Joe (1970, 102 min) was directed by John G. Avildsen, who is better known as the director of Rocky and Rocky V. The script by Norman Wexler was nominated for an Oscar.  

It’s difficult to find much that is likable about all the characters in the film. Joe, played by Peter Boyle is so right wing that he makes Alf Garnet look like a flaccid liberal. This guy hates just about everybody and is not afraid to express his views in the most unpleasant language, as a character there is little, if anything to sympathise here with.

Bill, played by Dennis Partrick, likewise seems to be able to circumvent the moral problems of having just murdered his daughter's boyfriend, partly because Joe keeps feeding him endless justifications about why the generation who fought in World War II should look down with nothing but disdain for the children of the sixties, but mostly because underneath his respectable facade, his ideology is not that far removed from Joe’s.

The film was also Susan Sarandon’s first major role, playing Bill's hippy daughter, Mellisa.
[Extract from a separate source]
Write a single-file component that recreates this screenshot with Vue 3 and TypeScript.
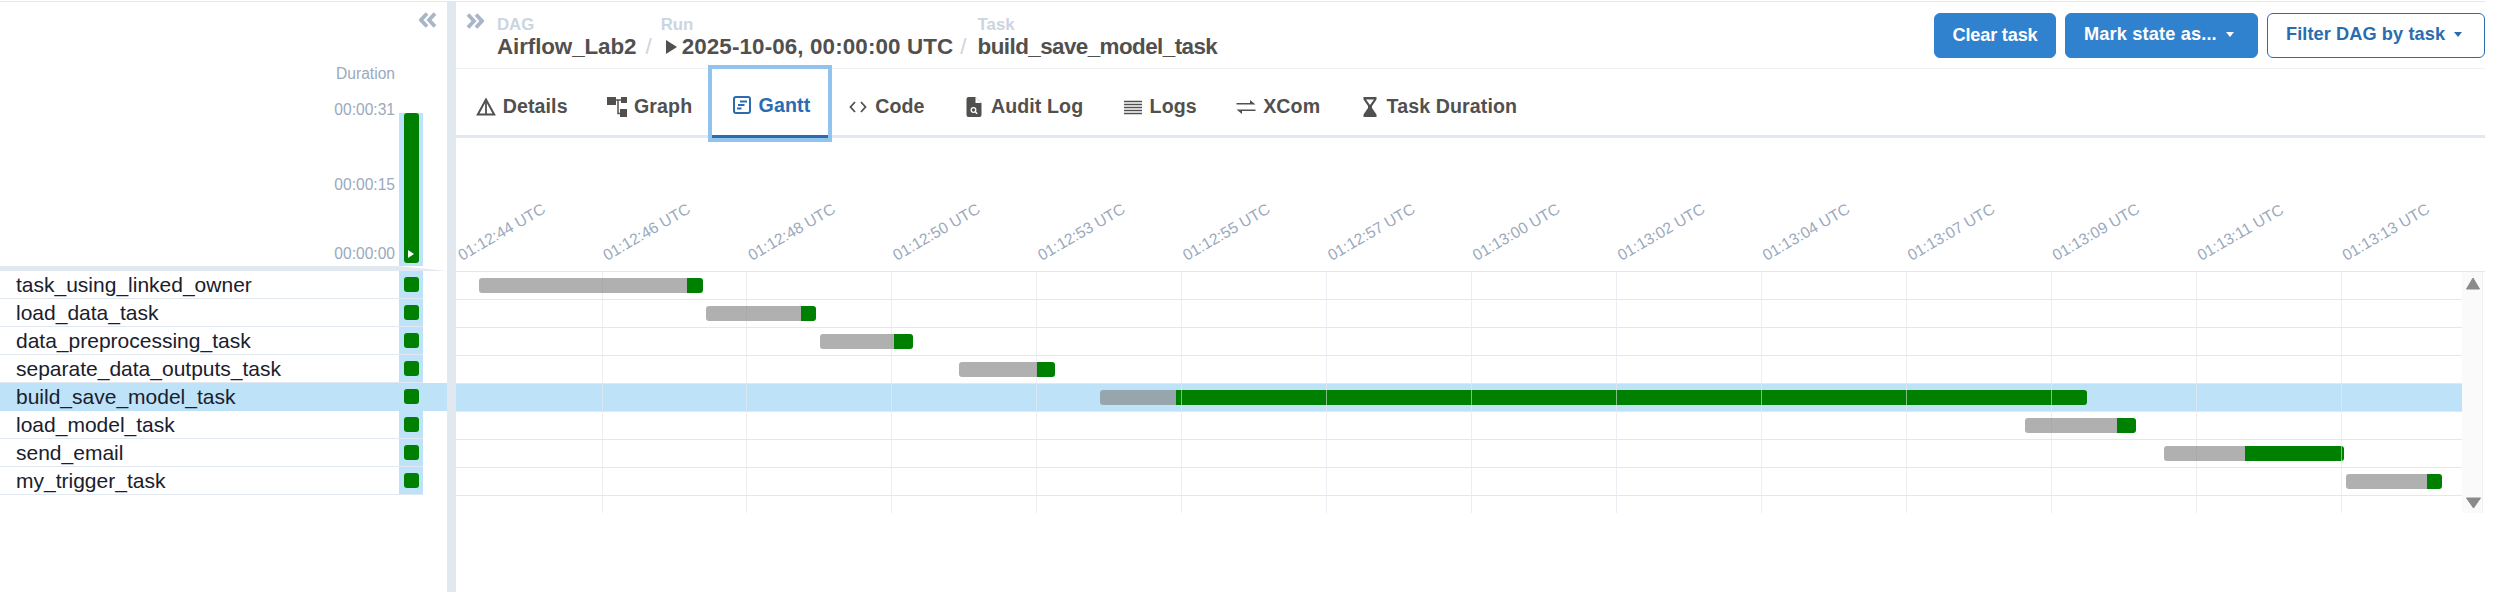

She also seems heedless of the consequences of her actions. In fact the only character who remains true to his core is Joe, though that core is blackened with hate. When the two men go hunting for Melissa, having escaped the psychiatric ward, their journey into a world that they despise, ends in the only way it can.

I’m sure that for an American audience this once held great significance, and may still do so today, but for an English audience, who suffered a similar clash of cultures and just felt the young people should cut their hair, the divide will seem strange indeed.

As a character study of a really unpleasant individual Joe fails to really give the actors much to do for most of the film, making the ending seem inevitable and pointless, such a grotesque deserved a better script.

The film is presented in 1.78:1 aspect ratio, with a mono audio track. The only extra is the original theatrical trailer.

This is certainly not a film that’s going to be watched by all the family and the social comment now seems a little old, but as a document about the social tensions between the generations in sixties America it still holds some merit.